begin

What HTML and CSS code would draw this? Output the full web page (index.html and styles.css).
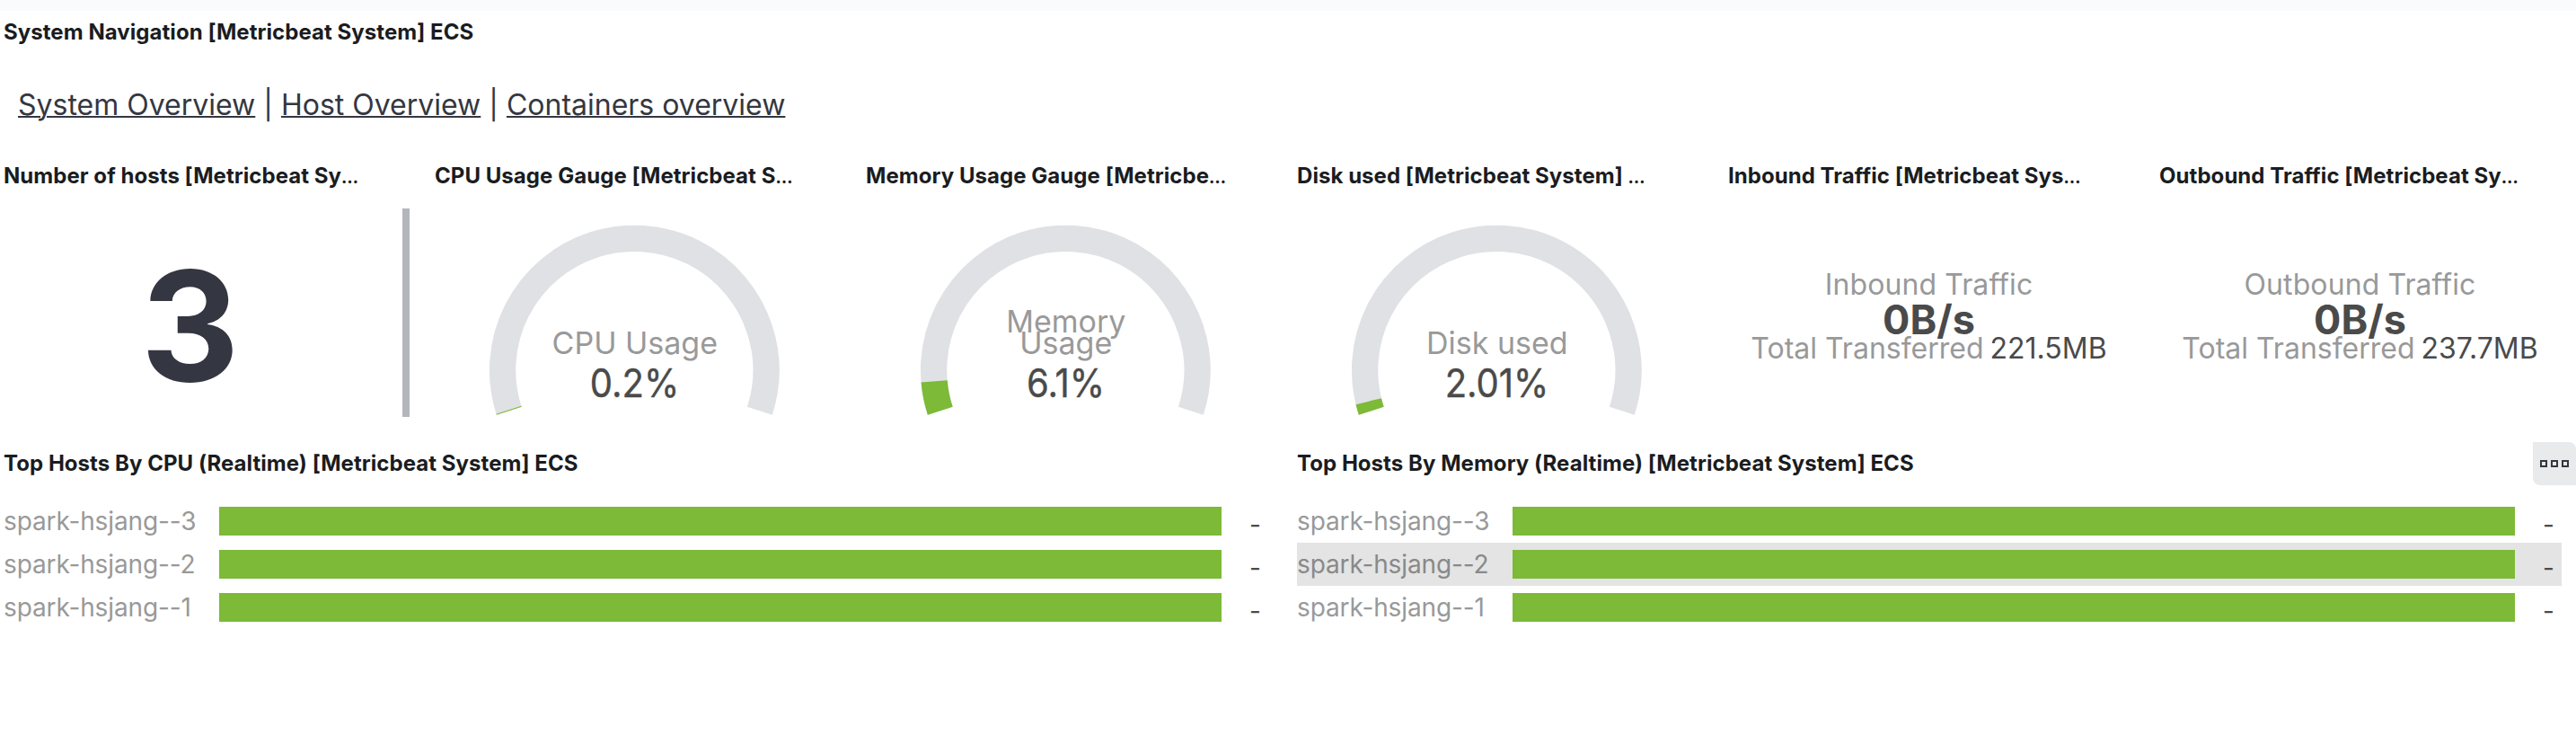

end
begin

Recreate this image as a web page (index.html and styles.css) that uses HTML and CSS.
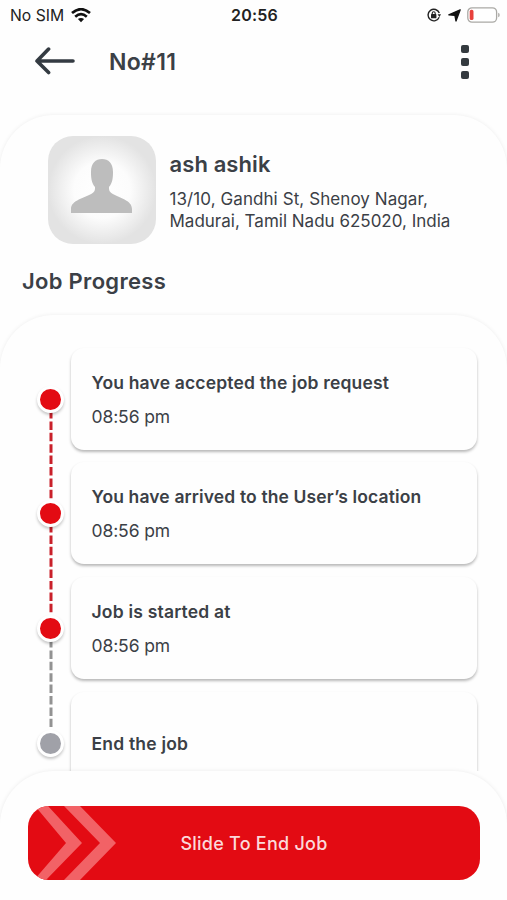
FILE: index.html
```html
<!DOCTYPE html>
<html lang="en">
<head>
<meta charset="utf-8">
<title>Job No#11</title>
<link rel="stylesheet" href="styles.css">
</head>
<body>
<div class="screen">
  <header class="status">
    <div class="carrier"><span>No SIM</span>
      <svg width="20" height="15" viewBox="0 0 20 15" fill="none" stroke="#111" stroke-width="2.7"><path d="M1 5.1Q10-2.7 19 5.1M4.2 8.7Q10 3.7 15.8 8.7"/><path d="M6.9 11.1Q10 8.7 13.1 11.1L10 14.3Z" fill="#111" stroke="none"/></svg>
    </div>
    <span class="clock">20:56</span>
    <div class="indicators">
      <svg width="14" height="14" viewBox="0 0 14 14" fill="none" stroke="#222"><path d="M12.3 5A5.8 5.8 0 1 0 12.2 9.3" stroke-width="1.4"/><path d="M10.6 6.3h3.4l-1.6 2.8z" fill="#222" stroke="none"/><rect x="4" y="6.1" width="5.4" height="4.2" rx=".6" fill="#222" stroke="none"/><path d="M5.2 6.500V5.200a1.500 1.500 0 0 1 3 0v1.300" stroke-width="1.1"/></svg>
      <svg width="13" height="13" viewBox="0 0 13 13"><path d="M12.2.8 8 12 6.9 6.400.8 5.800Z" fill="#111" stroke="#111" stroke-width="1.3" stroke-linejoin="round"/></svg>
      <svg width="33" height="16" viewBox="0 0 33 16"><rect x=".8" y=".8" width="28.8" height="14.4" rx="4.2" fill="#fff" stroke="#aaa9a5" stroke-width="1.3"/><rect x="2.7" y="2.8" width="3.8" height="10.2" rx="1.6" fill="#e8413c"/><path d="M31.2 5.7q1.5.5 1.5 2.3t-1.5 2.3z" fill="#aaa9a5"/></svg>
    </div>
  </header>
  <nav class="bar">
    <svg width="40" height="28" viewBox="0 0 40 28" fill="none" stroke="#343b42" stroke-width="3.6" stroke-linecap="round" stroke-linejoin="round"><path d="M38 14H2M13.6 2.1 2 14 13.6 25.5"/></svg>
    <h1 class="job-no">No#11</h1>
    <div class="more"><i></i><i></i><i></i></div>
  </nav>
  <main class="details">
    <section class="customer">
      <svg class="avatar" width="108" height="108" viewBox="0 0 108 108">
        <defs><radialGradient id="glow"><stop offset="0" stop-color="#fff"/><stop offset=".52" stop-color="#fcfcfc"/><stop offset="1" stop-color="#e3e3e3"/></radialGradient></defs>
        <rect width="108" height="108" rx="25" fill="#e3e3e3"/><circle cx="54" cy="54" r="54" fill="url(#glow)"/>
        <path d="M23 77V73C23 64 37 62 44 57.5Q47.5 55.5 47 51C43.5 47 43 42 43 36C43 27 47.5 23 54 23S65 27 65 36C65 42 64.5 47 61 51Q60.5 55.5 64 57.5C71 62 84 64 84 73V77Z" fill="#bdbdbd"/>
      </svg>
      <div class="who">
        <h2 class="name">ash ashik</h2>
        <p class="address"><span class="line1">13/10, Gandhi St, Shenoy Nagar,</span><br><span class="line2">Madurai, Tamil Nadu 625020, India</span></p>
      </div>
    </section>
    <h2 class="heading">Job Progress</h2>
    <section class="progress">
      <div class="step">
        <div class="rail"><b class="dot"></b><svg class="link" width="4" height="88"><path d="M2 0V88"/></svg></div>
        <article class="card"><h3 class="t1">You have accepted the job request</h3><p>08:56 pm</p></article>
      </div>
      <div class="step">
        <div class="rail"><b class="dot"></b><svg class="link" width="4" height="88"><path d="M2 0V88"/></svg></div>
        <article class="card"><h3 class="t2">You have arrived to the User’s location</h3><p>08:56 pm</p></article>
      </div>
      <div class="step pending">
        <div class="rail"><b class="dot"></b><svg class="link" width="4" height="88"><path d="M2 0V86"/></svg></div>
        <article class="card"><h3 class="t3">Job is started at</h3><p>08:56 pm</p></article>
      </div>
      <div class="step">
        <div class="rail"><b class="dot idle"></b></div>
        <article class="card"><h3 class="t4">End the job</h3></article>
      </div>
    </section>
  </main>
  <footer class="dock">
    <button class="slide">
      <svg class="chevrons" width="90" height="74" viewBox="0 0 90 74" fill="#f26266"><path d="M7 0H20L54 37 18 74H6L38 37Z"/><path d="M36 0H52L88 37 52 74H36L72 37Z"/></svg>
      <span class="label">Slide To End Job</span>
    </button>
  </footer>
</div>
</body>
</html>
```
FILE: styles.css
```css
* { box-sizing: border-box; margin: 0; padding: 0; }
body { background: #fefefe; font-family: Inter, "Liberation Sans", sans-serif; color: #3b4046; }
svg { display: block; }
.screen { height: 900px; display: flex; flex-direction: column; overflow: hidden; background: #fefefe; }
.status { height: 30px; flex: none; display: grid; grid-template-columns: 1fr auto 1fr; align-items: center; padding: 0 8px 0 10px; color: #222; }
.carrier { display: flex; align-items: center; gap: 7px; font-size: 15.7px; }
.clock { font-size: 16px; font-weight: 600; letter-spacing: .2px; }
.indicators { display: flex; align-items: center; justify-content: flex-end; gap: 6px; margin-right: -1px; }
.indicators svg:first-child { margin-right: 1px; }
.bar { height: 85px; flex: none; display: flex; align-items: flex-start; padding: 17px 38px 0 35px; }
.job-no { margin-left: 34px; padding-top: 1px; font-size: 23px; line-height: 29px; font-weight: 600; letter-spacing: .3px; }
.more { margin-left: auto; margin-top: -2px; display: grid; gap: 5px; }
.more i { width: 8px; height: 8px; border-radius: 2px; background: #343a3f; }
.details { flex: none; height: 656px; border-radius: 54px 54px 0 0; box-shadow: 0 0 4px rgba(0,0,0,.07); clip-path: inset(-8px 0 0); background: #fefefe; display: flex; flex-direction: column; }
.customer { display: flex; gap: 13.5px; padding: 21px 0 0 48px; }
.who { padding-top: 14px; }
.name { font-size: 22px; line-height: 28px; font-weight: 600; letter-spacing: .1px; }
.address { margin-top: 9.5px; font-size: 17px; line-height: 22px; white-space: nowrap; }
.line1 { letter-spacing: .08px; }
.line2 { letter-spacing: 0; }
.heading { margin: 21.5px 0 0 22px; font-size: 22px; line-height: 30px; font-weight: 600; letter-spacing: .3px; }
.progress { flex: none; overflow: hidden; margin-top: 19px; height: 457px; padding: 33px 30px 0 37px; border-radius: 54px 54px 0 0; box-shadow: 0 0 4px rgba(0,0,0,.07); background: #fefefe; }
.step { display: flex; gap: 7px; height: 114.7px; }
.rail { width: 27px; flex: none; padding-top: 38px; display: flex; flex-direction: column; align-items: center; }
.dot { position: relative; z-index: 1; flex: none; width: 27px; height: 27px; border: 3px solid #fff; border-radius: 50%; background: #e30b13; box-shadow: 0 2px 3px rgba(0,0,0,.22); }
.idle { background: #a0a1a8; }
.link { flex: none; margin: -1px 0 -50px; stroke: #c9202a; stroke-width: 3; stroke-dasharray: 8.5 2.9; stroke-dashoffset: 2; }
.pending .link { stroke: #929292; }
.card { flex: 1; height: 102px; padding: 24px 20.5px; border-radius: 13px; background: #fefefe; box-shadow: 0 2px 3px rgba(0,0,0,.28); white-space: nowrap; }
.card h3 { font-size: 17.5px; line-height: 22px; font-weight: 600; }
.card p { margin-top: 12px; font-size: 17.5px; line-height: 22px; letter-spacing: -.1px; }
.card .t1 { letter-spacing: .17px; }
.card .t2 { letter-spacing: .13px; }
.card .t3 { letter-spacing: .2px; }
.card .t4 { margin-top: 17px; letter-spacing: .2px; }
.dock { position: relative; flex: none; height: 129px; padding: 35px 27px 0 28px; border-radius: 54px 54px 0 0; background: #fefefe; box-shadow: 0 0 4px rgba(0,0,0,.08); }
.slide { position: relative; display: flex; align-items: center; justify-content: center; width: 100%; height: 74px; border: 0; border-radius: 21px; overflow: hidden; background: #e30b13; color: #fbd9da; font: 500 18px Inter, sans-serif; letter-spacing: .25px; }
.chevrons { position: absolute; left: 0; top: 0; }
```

end

■ **Written request**:
Look through the listing above. Pick out each line with "styles" and copy it.

■ **Full solution**:
What HTML and CSS code would draw this? Output the full web page (index.html and styles.css).
Recreate this image as a web page (index.html and styles.css) that uses HTML and CSS.
<link rel="stylesheet" href="styles.css">
FILE: styles.css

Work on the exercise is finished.